---------- Data shown ----------
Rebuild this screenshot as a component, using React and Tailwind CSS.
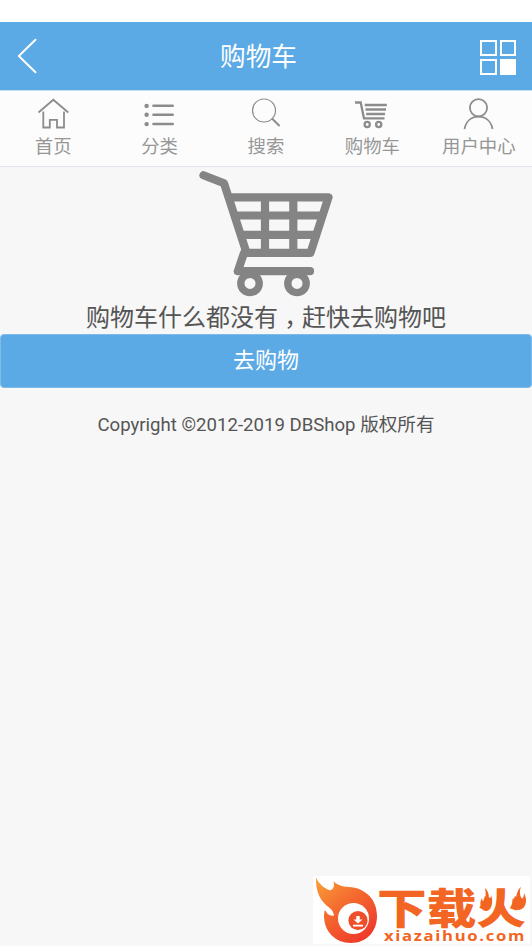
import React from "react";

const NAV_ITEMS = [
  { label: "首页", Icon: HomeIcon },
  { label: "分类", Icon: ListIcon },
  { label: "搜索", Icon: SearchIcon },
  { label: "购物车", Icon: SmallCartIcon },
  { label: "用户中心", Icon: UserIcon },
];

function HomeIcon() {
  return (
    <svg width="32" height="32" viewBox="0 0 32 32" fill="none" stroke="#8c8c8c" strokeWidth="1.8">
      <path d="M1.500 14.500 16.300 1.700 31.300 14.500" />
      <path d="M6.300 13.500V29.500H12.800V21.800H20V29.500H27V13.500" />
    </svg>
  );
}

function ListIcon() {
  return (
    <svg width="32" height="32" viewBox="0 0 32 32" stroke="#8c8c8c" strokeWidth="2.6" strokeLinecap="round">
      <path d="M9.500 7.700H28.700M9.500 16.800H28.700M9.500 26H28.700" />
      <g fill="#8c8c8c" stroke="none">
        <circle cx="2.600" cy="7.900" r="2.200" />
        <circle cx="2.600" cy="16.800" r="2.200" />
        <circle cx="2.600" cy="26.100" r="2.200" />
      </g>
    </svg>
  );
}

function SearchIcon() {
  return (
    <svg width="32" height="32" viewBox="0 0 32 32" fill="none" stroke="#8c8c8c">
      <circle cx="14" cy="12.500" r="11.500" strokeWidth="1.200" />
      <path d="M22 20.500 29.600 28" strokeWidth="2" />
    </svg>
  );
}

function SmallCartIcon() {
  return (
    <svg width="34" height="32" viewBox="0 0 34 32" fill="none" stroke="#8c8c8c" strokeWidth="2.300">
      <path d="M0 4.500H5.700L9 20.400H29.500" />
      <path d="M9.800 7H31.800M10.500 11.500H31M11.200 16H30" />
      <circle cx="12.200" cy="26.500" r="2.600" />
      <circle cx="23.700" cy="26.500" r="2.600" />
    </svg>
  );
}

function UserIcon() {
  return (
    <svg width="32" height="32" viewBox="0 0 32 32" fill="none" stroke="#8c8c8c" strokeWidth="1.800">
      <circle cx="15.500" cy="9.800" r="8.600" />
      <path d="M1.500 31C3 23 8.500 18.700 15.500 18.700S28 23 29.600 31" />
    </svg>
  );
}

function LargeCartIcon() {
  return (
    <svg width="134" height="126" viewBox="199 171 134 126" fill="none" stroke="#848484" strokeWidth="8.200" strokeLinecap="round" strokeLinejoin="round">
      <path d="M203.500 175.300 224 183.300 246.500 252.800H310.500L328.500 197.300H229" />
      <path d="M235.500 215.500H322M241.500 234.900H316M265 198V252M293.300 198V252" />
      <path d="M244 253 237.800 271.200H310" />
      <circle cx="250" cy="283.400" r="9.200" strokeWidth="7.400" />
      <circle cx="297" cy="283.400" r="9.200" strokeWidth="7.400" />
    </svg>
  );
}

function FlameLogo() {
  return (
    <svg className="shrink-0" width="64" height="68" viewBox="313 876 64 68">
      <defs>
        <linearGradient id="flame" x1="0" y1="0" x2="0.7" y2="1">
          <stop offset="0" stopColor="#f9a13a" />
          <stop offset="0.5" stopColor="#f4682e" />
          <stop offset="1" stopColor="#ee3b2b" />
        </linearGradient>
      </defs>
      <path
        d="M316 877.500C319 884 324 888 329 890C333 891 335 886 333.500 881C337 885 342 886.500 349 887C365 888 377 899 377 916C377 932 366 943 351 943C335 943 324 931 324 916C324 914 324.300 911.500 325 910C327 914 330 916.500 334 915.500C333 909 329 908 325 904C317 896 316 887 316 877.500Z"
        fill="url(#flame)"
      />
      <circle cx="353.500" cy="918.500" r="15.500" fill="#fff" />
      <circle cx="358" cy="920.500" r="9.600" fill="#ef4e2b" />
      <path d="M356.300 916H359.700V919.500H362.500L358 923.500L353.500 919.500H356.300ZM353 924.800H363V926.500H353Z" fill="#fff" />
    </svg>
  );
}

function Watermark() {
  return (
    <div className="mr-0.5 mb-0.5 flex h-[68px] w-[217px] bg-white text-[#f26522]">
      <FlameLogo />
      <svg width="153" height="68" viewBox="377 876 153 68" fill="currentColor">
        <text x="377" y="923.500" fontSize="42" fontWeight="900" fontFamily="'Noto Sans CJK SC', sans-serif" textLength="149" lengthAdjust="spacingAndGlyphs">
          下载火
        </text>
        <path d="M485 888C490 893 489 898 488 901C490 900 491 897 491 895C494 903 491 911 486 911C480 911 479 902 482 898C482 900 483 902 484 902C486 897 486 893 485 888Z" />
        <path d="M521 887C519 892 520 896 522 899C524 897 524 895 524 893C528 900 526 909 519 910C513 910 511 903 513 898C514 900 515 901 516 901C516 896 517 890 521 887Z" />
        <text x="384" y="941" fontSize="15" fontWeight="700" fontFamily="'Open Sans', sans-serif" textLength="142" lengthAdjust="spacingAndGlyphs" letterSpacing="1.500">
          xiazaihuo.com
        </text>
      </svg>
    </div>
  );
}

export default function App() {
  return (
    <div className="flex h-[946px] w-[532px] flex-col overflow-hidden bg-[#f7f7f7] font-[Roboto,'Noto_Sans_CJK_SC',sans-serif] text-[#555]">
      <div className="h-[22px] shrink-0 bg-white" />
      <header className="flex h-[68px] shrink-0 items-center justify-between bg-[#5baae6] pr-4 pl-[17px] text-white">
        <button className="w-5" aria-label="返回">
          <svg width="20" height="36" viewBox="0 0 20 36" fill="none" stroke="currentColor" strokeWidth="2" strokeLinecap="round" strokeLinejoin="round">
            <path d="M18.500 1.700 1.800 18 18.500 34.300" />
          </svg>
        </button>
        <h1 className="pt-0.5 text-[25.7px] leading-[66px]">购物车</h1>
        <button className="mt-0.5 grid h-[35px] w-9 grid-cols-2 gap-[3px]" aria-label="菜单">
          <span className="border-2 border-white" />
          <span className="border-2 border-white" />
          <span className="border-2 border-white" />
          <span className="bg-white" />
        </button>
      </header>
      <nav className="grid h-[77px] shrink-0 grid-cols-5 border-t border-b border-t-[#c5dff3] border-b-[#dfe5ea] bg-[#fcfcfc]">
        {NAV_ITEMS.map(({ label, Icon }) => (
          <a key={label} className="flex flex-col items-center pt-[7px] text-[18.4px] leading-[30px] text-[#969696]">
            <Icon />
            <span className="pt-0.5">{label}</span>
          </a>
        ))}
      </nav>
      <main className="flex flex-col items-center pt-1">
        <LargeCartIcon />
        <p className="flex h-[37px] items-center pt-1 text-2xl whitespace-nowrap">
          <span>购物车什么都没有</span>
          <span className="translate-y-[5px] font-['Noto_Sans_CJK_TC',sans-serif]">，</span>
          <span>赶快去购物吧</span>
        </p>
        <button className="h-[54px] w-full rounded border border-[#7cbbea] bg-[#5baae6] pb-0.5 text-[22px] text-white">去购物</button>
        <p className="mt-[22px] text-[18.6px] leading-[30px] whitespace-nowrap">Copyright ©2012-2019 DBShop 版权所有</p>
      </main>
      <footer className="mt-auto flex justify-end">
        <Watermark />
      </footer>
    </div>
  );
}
----------
▶ _Task objective_
Your task is to repeat the data above exactly while excluding the pictures.

▶ _Exercise solution_
Rebuild this screenshot as a component, using React and Tailwind CSS.
import React from "react";

const NAV_ITEMS = [
  { label: "首页", Icon: HomeIcon },
  { label: "分类", Icon: ListIcon },
  { label: "搜索", Icon: SearchIcon },
  { label: "购物车", Icon: SmallCartIcon },
  { label: "用户中心", Icon: UserIcon },
];

function HomeIcon() {
  return (
    <svg width="32" height="32" viewBox="0 0 32 32" fill="none" stroke="#8c8c8c" strokeWidth="1.8">
      <path d="M1.500 14.500 16.300 1.700 31.300 14.500" />
      <path d="M6.300 13.500V29.500H12.800V21.800H20V29.500H27V13.500" />
    </svg>
  );
}

function ListIcon() {
  return (
    <svg width="32" height="32" viewBox="0 0 32 32" stroke="#8c8c8c" strokeWidth="2.6" strokeLinecap="round">
      <path d="M9.500 7.700H28.700M9.500 16.800H28.700M9.500 26H28.700" />
      <g fill="#8c8c8c" stroke="none">
        <circle cx="2.600" cy="7.900" r="2.200" />
        <circle cx="2.600" cy="16.800" r="2.200" />
        <circle cx="2.600" cy="26.100" r="2.200" />
      </g>
    </svg>
  );
}

function SearchIcon() {
  return (
    <svg width="32" height="32" viewBox="0 0 32 32" fill="none" stroke="#8c8c8c">
      <circle cx="14" cy="12.500" r="11.500" strokeWidth="1.200" />
      <path d="M22 20.500 29.600 28" strokeWidth="2" />
    </svg>
  );
}

function SmallCartIcon() {
  return (
    <svg width="34" height="32" viewBox="0 0 34 32" fill="none" stroke="#8c8c8c" strokeWidth="2.300">
      <path d="M0 4.500H5.700L9 20.400H29.500" />
      <path d="M9.800 7H31.800M10.500 11.500H31M11.200 16H30" />
      <circle cx="12.200" cy="26.500" r="2.600" />
      <circle cx="23.700" cy="26.500" r="2.600" />
    </svg>
  );
}

function UserIcon() {
  return (
    <svg width="32" height="32" viewBox="0 0 32 32" fill="none" stroke="#8c8c8c" strokeWidth="1.800">
      <circle cx="15.500" cy="9.800" r="8.600" />
      <path d="M1.500 31C3 23 8.500 18.700 15.500 18.700S28 23 29.600 31" />
    </svg>
  );
}

function LargeCartIcon() {
  return (
    <svg width="134" height="126" viewBox="199 171 134 126" fill="none" stroke="#848484" strokeWidth="8.200" strokeLinecap="round" strokeLinejoin="round">
      <path d="M203.500 175.300 224 183.300 246.500 252.800H310.500L328.500 197.300H229" />
      <path d="M235.500 215.500H322M241.500 234.900H316M265 198V252M293.300 198V252" />
      <path d="M244 253 237.800 271.200H310" />
      <circle cx="250" cy="283.400" r="9.200" strokeWidth="7.400" />
      <circle cx="297" cy="283.400" r="9.200" strokeWidth="7.400" />
    </svg>
  );
}

function FlameLogo() {
  return (
    <svg className="shrink-0" width="64" height="68" viewBox="313 876 64 68">
      <defs>
        <linearGradient id="flame" x1="0" y1="0" x2="0.7" y2="1">
          <stop offset="0" stopColor="#f9a13a" />
          <stop offset="0.5" stopColor="#f4682e" />
          <stop offset="1" stopColor="#ee3b2b" />
        </linearGradient>
      </defs>
      <path
        d="M316 877.500C319 884 324 888 329 890C333 891 335 886 333.500 881C337 885 342 886.500 349 887C365 888 377 899 377 916C377 932 366 943 351 943C335 943 324 931 324 916C324 914 324.300 911.500 325 910C327 914 330 916.500 334 915.500C333 909 329 908 325 904C317 896 316 887 316 877.500Z"
        fill="url(#flame)"
      />
      <circle cx="353.500" cy="918.500" r="15.500" fill="#fff" />
      <circle cx="358" cy="920.500" r="9.600" fill="#ef4e2b" />
      <path d="M356.300 916H359.700V919.500H362.500L358 923.500L353.500 919.500H356.300ZM353 924.800H363V926.500H353Z" fill="#fff" />
    </svg>
  );
}

function Watermark() {
  return (
    <div className="mr-0.5 mb-0.5 flex h-[68px] w-[217px] bg-white text-[#f26522]">
      <FlameLogo />
      <svg width="153" height="68" viewBox="377 876 153 68" fill="currentColor">
        <text x="377" y="923.500" fontSize="42" fontWeight="900" fontFamily="'Noto Sans CJK SC', sans-serif" textLength="149" lengthAdjust="spacingAndGlyphs">
          下载火
        </text>
        <path d="M485 888C490 893 489 898 488 901C490 900 491 897 491 895C494 903 491 911 486 911C480 911 479 902 482 898C482 900 483 902 484 902C486 897 486 893 485 888Z" />
        <path d="M521 887C519 892 520 896 522 899C524 897 524 895 524 893C528 900 526 909 519 910C513 910 511 903 513 898C514 900 515 901 516 901C516 896 517 890 521 887Z" />
        <text x="384" y="941" fontSize="15" fontWeight="700" fontFamily="'Open Sans', sans-serif" textLength="142" lengthAdjust="spacingAndGlyphs" letterSpacing="1.500">
          xiazaihuo.com
        </text>
      </svg>
    </div>
  );
}

export default function App() {
  return (
    <div className="flex h-[946px] w-[532px] flex-col overflow-hidden bg-[#f7f7f7] font-[Roboto,'Noto_Sans_CJK_SC',sans-serif] text-[#555]">
      <div className="h-[22px] shrink-0 bg-white" />
      <header className="flex h-[68px] shrink-0 items-center justify-between bg-[#5baae6] pr-4 pl-[17px] text-white">
        <button className="w-5" aria-label="返回">
          <svg width="20" height="36" viewBox="0 0 20 36" fill="none" stroke="currentColor" strokeWidth="2" strokeLinecap="round" strokeLinejoin="round">
            <path d="M18.500 1.700 1.800 18 18.500 34.300" />
          </svg>
        </button>
        <h1 className="pt-0.5 text-[25.7px] leading-[66px]">购物车</h1>
        <button className="mt-0.5 grid h-[35px] w-9 grid-cols-2 gap-[3px]" aria-label="菜单">
          <span className="border-2 border-white" />
          <span className="border-2 border-white" />
          <span className="border-2 border-white" />
          <span className="bg-white" />
        </button>
      </header>
      <nav className="grid h-[77px] shrink-0 grid-cols-5 border-t border-b border-t-[#c5dff3] border-b-[#dfe5ea] bg-[#fcfcfc]">
        {NAV_ITEMS.map(({ label, Icon }) => (
          <a key={label} className="flex flex-col items-center pt-[7px] text-[18.4px] leading-[30px] text-[#969696]">
            <Icon />
            <span className="pt-0.5">{label}</span>
          </a>
        ))}
      </nav>
      <main className="flex flex-col items-center pt-1">
        <LargeCartIcon />
        <p className="flex h-[37px] items-center pt-1 text-2xl whitespace-nowrap">
          <span>购物车什么都没有</span>
          <span className="translate-y-[5px] font-['Noto_Sans_CJK_TC',sans-serif]">，</span>
          <span>赶快去购物吧</span>
        </p>
        <button className="h-[54px] w-full rounded border border-[#7cbbea] bg-[#5baae6] pb-0.5 text-[22px] text-white">去购物</button>
        <p className="mt-[22px] text-[18.6px] leading-[30px] whitespace-nowrap">Copyright ©2012-2019 DBShop 版权所有</p>
      </main>
      <footer className="mt-auto flex justify-end">
        <Watermark />
      </footer>
    </div>
  );
}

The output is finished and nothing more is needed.